Ultrasensitive detection of tumor-derived small extracellular vesicles based on nonlinear hybridization chain reaction fluorescence signal amplification and immunomagnetic separation.

Abstract

Small extracellular vesicles (sEVs) have attracted wide attention as a promising tumor biomarker. However, sensitive and selective detection of sEVs is challenging due to the low levels of sEVs in the early stage of cancers. Herein, a novel fluorescent sensor was developed for the detection of sEVs with high sensitivity and selectivity based on nonlinear hybridization chain reaction (nHCR) signal amplification and immunomagnetic separation.
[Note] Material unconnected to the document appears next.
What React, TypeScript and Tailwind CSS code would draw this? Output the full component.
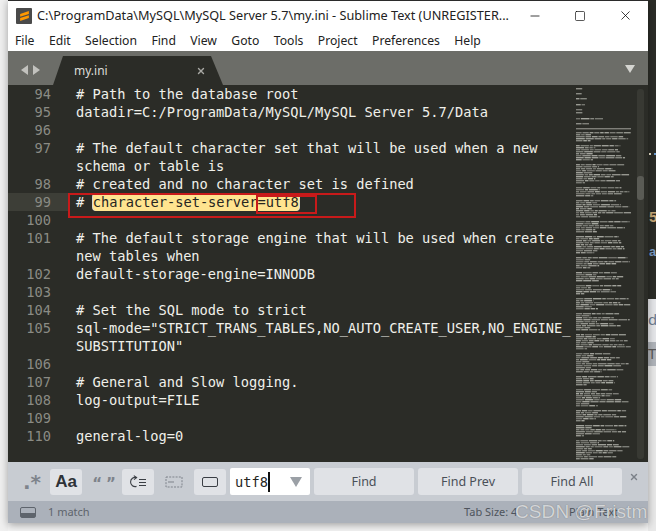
import { Minus, Square, X } from "lucide-react";

const MONO = "font-['DejaVu_Sans_Mono',monospace]";

const lines: { n?: number; text: string }[] = [
  { n: 94, text: "# Path to the database root" },
  { n: 95, text: "datadir=C:/ProgramData/MySQL/MySQL Server 5.7/Data" },
  { n: 96, text: "" },
  { n: 97, text: "# The default character set that will be used when a new" },
  { text: "schema or table is" },
  { n: 98, text: "# created and no character set is defined" },
  { n: 99, text: "#" },
  { n: 100, text: "" },
  { n: 101, text: "# The default storage engine that will be used when create" },
  { text: "new tables when" },
  { n: 102, text: "default-storage-engine=INNODB" },
  { n: 103, text: "" },
  { n: 104, text: "# Set the SQL mode to strict" },
  { n: 105, text: 'sql-mode="STRICT_TRANS_TABLES,NO_AUTO_CREATE_USER,NO_ENGINE_' },
  { text: 'SUBSTITUTION"' },
  { n: 106, text: "" },
  { n: 107, text: "# General and Slow logging." },
  { n: 108, text: "log-output=FILE" },
  { n: 109, text: "" },
  { n: 110, text: "general-log=0" },
];

const menu = ["File", "Edit", "Selection", "Find", "View", "Goto", "Tools", "Project", "Preferences", "Help"];

// minimap is just noise that looks like tiny text blocks
function Minimap() {
  const rects: { x: number; y: number; w: number; o: number }[] = [];
  let seed = 7;
  const rnd = () => {
    seed = (seed * 9301 + 49297) % 233280;
    return seed / 233280;
  };
  const row = (y: number, w: number) => {
    let x = 0;
    while (x < w) {
      const word = 3 + rnd() * 6;
      rects.push({ x, y, w: Math.min(word, w - x), o: 0.45 + rnd() * 0.35 });
      x += word + 0.8;
    }
  };
  // short settings at the top
  [[3, 7], [8, 6], [13, 11], [19, 9], [24, 7], [27, 7], [33, 27], [38, 13]].forEach(([y, w]) => row(y, w));
  rects.push({ x: 0, y: 43, w: 55, o: 0.55 });
  let y = 47;
  while (y < 374) {
    const blockLen = 4 + Math.floor(rnd() * 7);
    for (let k = 0; k < blockLen && y < 374; k++) {
      row(y, k === blockLen - 1 ? 8 + rnd() * 18 : k % 3 === 1 ? 14 + rnd() * 10 : 35 + rnd() * 20);
      y += 2;
    }
    y += 3;
  }
  return (
    <svg width="56" height="375" className="block blur-[0.3px]" aria-hidden="true">
      {rects.map((r, idx) => (
        <rect key={idx} x={r.x} y={r.y} width={r.w} height="1.4" fill="#c4c5bd" opacity={r.o} />
      ))}
    </svg>
  );
}

function ToolBtn({ active, children }: { active?: boolean; children: React.ReactNode }) {
  return (
    <div className={`flex h-[26px] w-[32px] items-center justify-center rounded-[3px] ${active ? "bg-[#e0e2e6]" : ""}`}>
      {children}
    </div>
  );
}

function FindBtn({ label }: { label: string }) {
  return (
    <div className="flex h-[27px] w-[100px] items-center justify-center rounded-[3px] bg-[#e0e2e6] pt-[1px] text-[12.5px] text-[#4a5058]">
      {label}
    </div>
  );
}

export default function App() {
  return (
    <div className="flex h-[531px] w-[656px] overflow-hidden bg-[#f4f4f4] font-['Noto_Sans',sans-serif]">
      <div className="w-[8px] shrink-0 bg-[#f0f0f0]" />

      <div className="relative z-10 flex h-[523px] w-[640px] shrink-0 flex-col border-t border-[#2b2b2b] bg-white shadow-[0_2px_8px_rgba(0,0,0,0.35)]">
        {/* title bar */}
        <div className="flex h-[29px] shrink-0 items-center bg-white">
          <div className="ml-[8px] flex h-[16px] w-[16px] items-center justify-center rounded-[1px] bg-[#4a4a4a]">
            <svg width="11" height="12" viewBox="0 0 10 11">
              <path d="M1 3.6 9 1v2.6L1 6.2zM9 4.8v2.6L1 10V7.4z" fill="#ff9800" />
            </svg>
          </div>
          <span className="ml-[5px] whitespace-nowrap text-[12.7px] text-[#222]">
            C:\ProgramData\MySQL\MySQL Server 5.7\my.ini - Sublime Text (UNREGISTER...
          </span>
          <div className="ml-auto flex items-center">
            <Minus size={14} strokeWidth={1.3} className="mr-[32px] text-black" />
            <Square size={12} strokeWidth={1.3} className="mr-[32px] text-black" />
            <X size={15} strokeWidth={1.2} className="mr-[15px] text-black" />
          </div>
        </div>

        {/* menu */}
        <div className="flex h-[21px] shrink-0 items-center gap-[14.4px] bg-white pl-[7px] pt-[2px] text-[12.2px] text-[#222]">
          {menu.map(m => (
            <span key={m}>{m}</span>
          ))}
        </div>

        {/* tab bar */}
        <div className="relative flex h-[34px] shrink-0 items-end bg-[#6c6d68]">
          <div className="flex h-[30px] w-[45px] items-center justify-center gap-[5px] pb-[1px]">
            <span className="h-0 w-0 border-y-[5px] border-r-[7px] border-y-transparent border-r-[#c2c2be]" />
            <span className="h-0 w-0 border-y-[5px] border-l-[7px] border-y-transparent border-l-[#c2c2be]" />
          </div>
          <div className="flex h-[29px] w-[170px] items-center bg-[#2b2c27] pl-[21px] text-[12px] text-[#dcdcd8] [clip-path:polygon(0_100%,10px_0,158px_0,100%_100%)]">
            <span>my.ini</span>
            <X size={10} strokeWidth={3.2} className="ml-[88px] text-[#a8a8a4]" />
          </div>
          <span className="absolute right-[13px] top-[14px] h-0 w-0 border-x-[5px] border-t-[8px] border-x-transparent border-t-[#d4d4d0]" />
        </div>

        {/* editor */}
        <div className="relative flex h-[377px] shrink-0 overflow-hidden bg-[#2b2c27]">
          <div className={`w-[568px] shrink-0 ${MONO} text-[13.7px] leading-[18px] text-[#f0f0ea]`}>
            {lines.map((l, i) => (
              <div key={i} className={`flex h-[18px] ${l.n === 99 ? "bg-[linear-gradient(90deg,#3d3e37_60px,transparent_60px)]" : ""}`}>
                <span className="w-[43px] shrink-0 text-right text-[#8a8b84]">{l.n ?? ""}</span>
                <span className="ml-[25px] whitespace-pre">{l.text}</span>
                {l.n === 99 && (
                  <span className="ml-[8.5px] h-[18px] rounded-[4px] bg-[#ffe48f] text-[#26261f] shadow-[-1px_0_0_#d8d8d0,1px_0_0_#d8d8d0]">
                    character-set-server=utf8
                  </span>
                )}
              </div>
            ))}
          </div>
          <div className="w-[56px] shrink-0 overflow-hidden">
            <Minimap />
          </div>
          <div className="absolute bottom-[3px] right-[4px] top-[4px] w-[7px] rounded-[3px] bg-[#383933]">
            <div className="absolute left-0 right-0 top-[87px] h-[24px] rounded-[3px] bg-[#5a5b55]" />
          </div>
        </div>

        {/* find panel */}
        <div className="flex h-[39px] shrink-0 items-center bg-[#c8ccd2] pl-[8px] pr-[2px]">
          <ToolBtn>
            <span className="font-['DejaVu_Sans',sans-serif] text-[20px] font-bold leading-none text-[#7e838b]">.*</span>
          </ToolBtn>
          <div className="ml-[2px]">
            <ToolBtn active>
              <span className="font-['Liberation_Sans',sans-serif] text-[17px] font-bold text-[#2e3238]">Aa</span>
            </ToolBtn>
          </div>
          <div className="ml-[8px]">
            <ToolBtn>
              <span className="mt-[5px] font-['DejaVu_Sans',sans-serif] text-[15px] font-bold leading-none tracking-[4px] text-[#7e838b]">“”</span>
            </ToolBtn>
          </div>
          <ToolBtn active>
            <svg width="18" height="14" viewBox="0 0 18 14" fill="none" stroke="#3a3e44" strokeWidth="1.1">
              <path d="M7.5 2.6A4.6 4.6 0 1 0 7.5 11.4" />
              <path d="M4.8.6 7.6 2.6 5 4.6" />
              <path d="M10 4.5h7M10 7.5h7M10 10.5h7" />
            </svg>
          </ToolBtn>
          <div className="ml-[4px]">
            <ToolBtn>
              <svg width="18" height="12" viewBox="0 0 18 12" fill="none" stroke="#7e838b" strokeWidth="1" strokeDasharray="2 1.2">
                <rect x="1" y="1" width="16" height="10" />
                <path d="M3 6h6" strokeDasharray="none" />
              </svg>
            </ToolBtn>
          </div>
          <div className="ml-[4px]">
            <ToolBtn active>
              <span className="h-[10px] w-[16px] rounded-[2px] border border-[#3a3e44]" />
            </ToolBtn>
          </div>
          <div className={`ml-[4px] flex h-[27px] w-[80px] items-center rounded-[2px] bg-white pl-[5px] ${MONO} text-[13.7px] text-[#26261f]`}>
            <span className="border-r-2 border-[#101010] leading-[20px]">utf8</span>
            <span className="ml-auto mr-[8px] h-0 w-0 border-x-[6px] border-t-[10px] border-x-transparent border-t-[#9ba0a6]" />
          </div>
          <div className="ml-[4px] flex gap-[4px]">
            <FindBtn label="Find" />
            <FindBtn label="Find Prev" />
            <FindBtn label="Find All" />
          </div>
          <X size={10} strokeWidth={3.4} className="ml-[7px] mt-[-10px] text-[#7b8088]" />
        </div>

        {/* status bar */}
        <div className="relative flex h-[22px] shrink-0 items-center bg-[#abb1ba] pl-[12px] text-[11px] text-[#5e646c]">
          <div className="h-[11px] w-[16px] rounded-[2px] border border-[#5e646c] bg-[linear-gradient(180deg,transparent_60%,#5e646c_60%)]" />
          <span className="ml-[12px]">1 match</span>
          <span className="absolute left-[456px] text-[#4e545c]">Tab Size: 4</span>
          <span className="absolute left-[561px] text-[#4e545c]">Plain Text</span>
          <span className="absolute left-[507px] top-[-3px] whitespace-nowrap font-['Liberation_Sans',sans-serif] text-[19px] tracking-[0.1px] text-[#e4e6e8]/85 [text-shadow:0_0_1px_rgba(70,70,70,0.6)]">
            CSDN @Fristm
          </span>
        </div>

        {/* red annotation boxes */}
        <div className="absolute left-[60px] top-[192px] h-[25px] w-[288px] border-2 border-[#c81a1a]" />
        <div className="absolute left-[248px] top-[194px] h-[19px] w-[61px] border-2 border-[#c81a1a]" />
      </div>

      {/* what shows behind the window */}
      <div className="flex flex-1 flex-col overflow-hidden">
        <div className="h-[299px] bg-[#2b2c27] pl-[1px] font-['Liberation_Sans',sans-serif] font-bold">
          <div className="mt-[153px] flex h-[2px] gap-[3px]">
            <span className="h-[2px] w-[3px] bg-[#e8e0c8]" />
            <span className="h-[2px] w-[3px] bg-[#6a9ad0]" />
          </div>
          <div className="mt-[54px] h-[16px] overflow-hidden whitespace-nowrap text-[15px] leading-[16px] text-[#c8a878]">50</div>
          <div className="mt-[20px] h-[14px] text-[13px] leading-[14px] text-[#7a9ac0]">a</div>
        </div>
        <div className="h-[43px] bg-[#e6e7ea] pt-[12px] text-[15px] leading-[16px] text-[#6a7a90]">d</div>
        <div className="h-[24px] bg-[#b0b4ba] pt-[3px] text-[15px] leading-[16px] text-[#5a5a5a]">T</div>
        <div className="flex-1 bg-[#e9e9e9]" />
      </div>
    </div>
  );
}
Firstly, sEVs were captured and enriched by CD63 antibody conjugated magnetic beads via antibody-antigen reactions. Then, cholesterol-modified DNA probes were anchored spontaneously on lipid membranes of sEVs through efficient hydrophobic interactions between the cholesterol moiety and the phospholipid bilayer of sEVs. The simultaneous recognition of the transmembrane protein and the phospholipid bilayer structure of the sEVs could effectively eliminate interferences from free proteins. The sticky ends of the cholesterol-modified DNA probes acted as the initiator to trigger nHCR to form a hyperbranched network of DNA structure that could recruit more fluorescent signal molecules for signal amplification. Under the optimal conditions, the nHCR-based strategy showed high sensitivity for the detection of sEVs with a limit of detection of 80 particles per μL. In addition, the as-constructed method was successfully applied for the analysis of clinical samples. It provides a sensitive and selective platform for the isolation and detection of sEVs in the early diagnosis of cancers.